■ **WHAT IS REQUIRED**:
Your task is to copy the listing exactly, with the pictures left out.
━━━━━━━━
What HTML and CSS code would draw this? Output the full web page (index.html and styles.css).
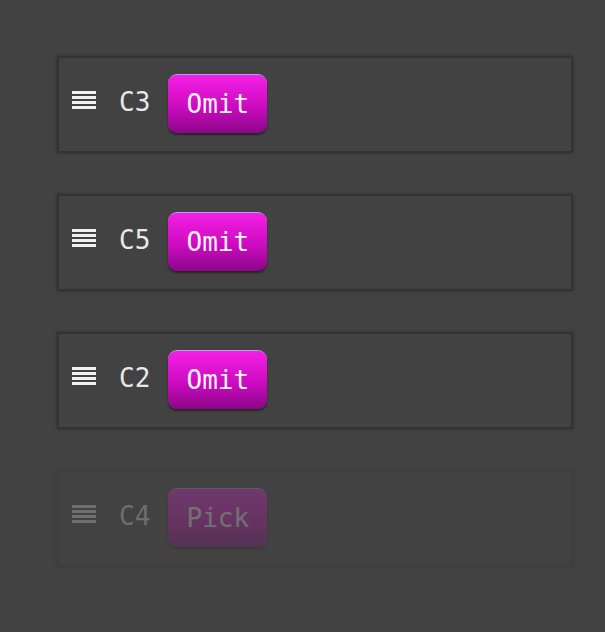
FILE: index.html
```html
<!DOCTYPE html>
<html>
<head>
<meta charset="utf-8">
<link rel="stylesheet" href="styles.css">
</head>
<body>
<div class="list">
  <div class="card">
    <svg class="handle" width="24" height="19" viewBox="0 0 24 19"><rect y="0" width="24" height="3"/><rect y="5" width="24" height="3"/><rect y="10" width="24" height="3"/><rect y="15" width="24" height="3"/></svg>
    <span class="label">C3</span>
    <button class="btn">Omit</button>
  </div>
  <div class="card">
    <svg class="handle" width="24" height="19" viewBox="0 0 24 19"><rect y="0" width="24" height="3"/><rect y="5" width="24" height="3"/><rect y="10" width="24" height="3"/><rect y="15" width="24" height="3"/></svg>
    <span class="label">C5</span>
    <button class="btn">Omit</button>
  </div>
  <div class="card">
    <svg class="handle" width="24" height="19" viewBox="0 0 24 19"><rect y="0" width="24" height="3"/><rect y="5" width="24" height="3"/><rect y="10" width="24" height="3"/><rect y="15" width="24" height="3"/></svg>
    <span class="label">C2</span>
    <button class="btn">Omit</button>
  </div>
  <div class="card card-off">
    <svg class="handle" width="24" height="19" viewBox="0 0 24 19"><rect y="0" width="24" height="3"/><rect y="5" width="24" height="3"/><rect y="10" width="24" height="3"/><rect y="15" width="24" height="3"/></svg>
    <span class="label">C4</span>
    <button class="btn">Pick</button>
  </div>
</div>
</body>
</html>
```
FILE: styles.css
```css
html, body {
  margin: 0;
  padding: 0;
  background: #424242;
  height: 100%;
  overflow: hidden;
}
body {
  font-family: "DejaVu Sans Mono", monospace;
}
.list {
  display: flex;
  flex-direction: column;
  gap: 41px;
  padding: 56px 0 0 57px;
  width: 516px;
}
.card {
  box-sizing: border-box;
  height: 97px;
  border: 2px solid #333;
  box-shadow: 0 0 3px rgba(0,0,0,0.35);
  display: flex;
  align-items: center;
  padding-left: 13px;
  padding-bottom: 1px;
}
.card-off {
  opacity: 0.26;
}
.handle {
  fill: #f0f0f0;
  display: block;
  margin-top: -7px;
}
.label {
  color: #e8e8e8;
  font-size: 26px;
  margin-left: 23px;
  margin-right: 18px;
  position: relative;
  top: -2px;
}
.btn {
  font-family: "DejaVu Sans Mono", monospace;
  font-size: 26px;
  color: #fff4fc;
  width: 99px;
  height: 59px;
  border: none;
  border-top: 1px solid #a7a6ef;
  border-radius: 9px;
  background: linear-gradient(#f51fe6, #cc0bc0 55%, #8c0688);
  box-shadow: 0 2px 2px rgba(0,0,0,0.45);
  padding: 0;
  margin-top: -2px;
}
```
━━━━━━━━
■ **FINAL ANSWER**:
What HTML and CSS code would draw this? Output the full web page (index.html and styles.css).
FILE: index.html
```html
<!DOCTYPE html>
<html>
<head>
<meta charset="utf-8">
<link rel="stylesheet" href="styles.css">
</head>
<body>
<div class="list">
  <div class="card">
    <svg class="handle" width="24" height="19" viewBox="0 0 24 19"><rect y="0" width="24" height="3"/><rect y="5" width="24" height="3"/><rect y="10" width="24" height="3"/><rect y="15" width="24" height="3"/></svg>
    <span class="label">C3</span>
    <button class="btn">Omit</button>
  </div>
  <div class="card">
    <svg class="handle" width="24" height="19" viewBox="0 0 24 19"><rect y="0" width="24" height="3"/><rect y="5" width="24" height="3"/><rect y="10" width="24" height="3"/><rect y="15" width="24" height="3"/></svg>
    <span class="label">C5</span>
    <button class="btn">Omit</button>
  </div>
  <div class="card">
    <svg class="handle" width="24" height="19" viewBox="0 0 24 19"><rect y="0" width="24" height="3"/><rect y="5" width="24" height="3"/><rect y="10" width="24" height="3"/><rect y="15" width="24" height="3"/></svg>
    <span class="label">C2</span>
    <button class="btn">Omit</button>
  </div>
  <div class="card card-off">
    <svg class="handle" width="24" height="19" viewBox="0 0 24 19"><rect y="0" width="24" height="3"/><rect y="5" width="24" height="3"/><rect y="10" width="24" height="3"/><rect y="15" width="24" height="3"/></svg>
    <span class="label">C4</span>
    <button class="btn">Pick</button>
  </div>
</div>
</body>
</html>
```
FILE: styles.css
```css
html, body {
  margin: 0;
  padding: 0;
  background: #424242;
  height: 100%;
  overflow: hidden;
}
body {
  font-family: "DejaVu Sans Mono", monospace;
}
.list {
  display: flex;
  flex-direction: column;
  gap: 41px;
  padding: 56px 0 0 57px;
  width: 516px;
}
.card {
  box-sizing: border-box;
  height: 97px;
  border: 2px solid #333;
  box-shadow: 0 0 3px rgba(0,0,0,0.35);
  display: flex;
  align-items: center;
  padding-left: 13px;
  padding-bottom: 1px;
}
.card-off {
  opacity: 0.26;
}
.handle {
  fill: #f0f0f0;
  display: block;
  margin-top: -7px;
}
.label {
  color: #e8e8e8;
  font-size: 26px;
  margin-left: 23px;
  margin-right: 18px;
  position: relative;
  top: -2px;
}
.btn {
  font-family: "DejaVu Sans Mono", monospace;
  font-size: 26px;
  color: #fff4fc;
  width: 99px;
  height: 59px;
  border: none;
  border-top: 1px solid #a7a6ef;
  border-radius: 9px;
  background: linear-gradient(#f51fe6, #cc0bc0 55%, #8c0688);
  box-shadow: 0 2px 2px rgba(0,0,0,0.45);
  padding: 0;
  margin-top: -2px;
}
```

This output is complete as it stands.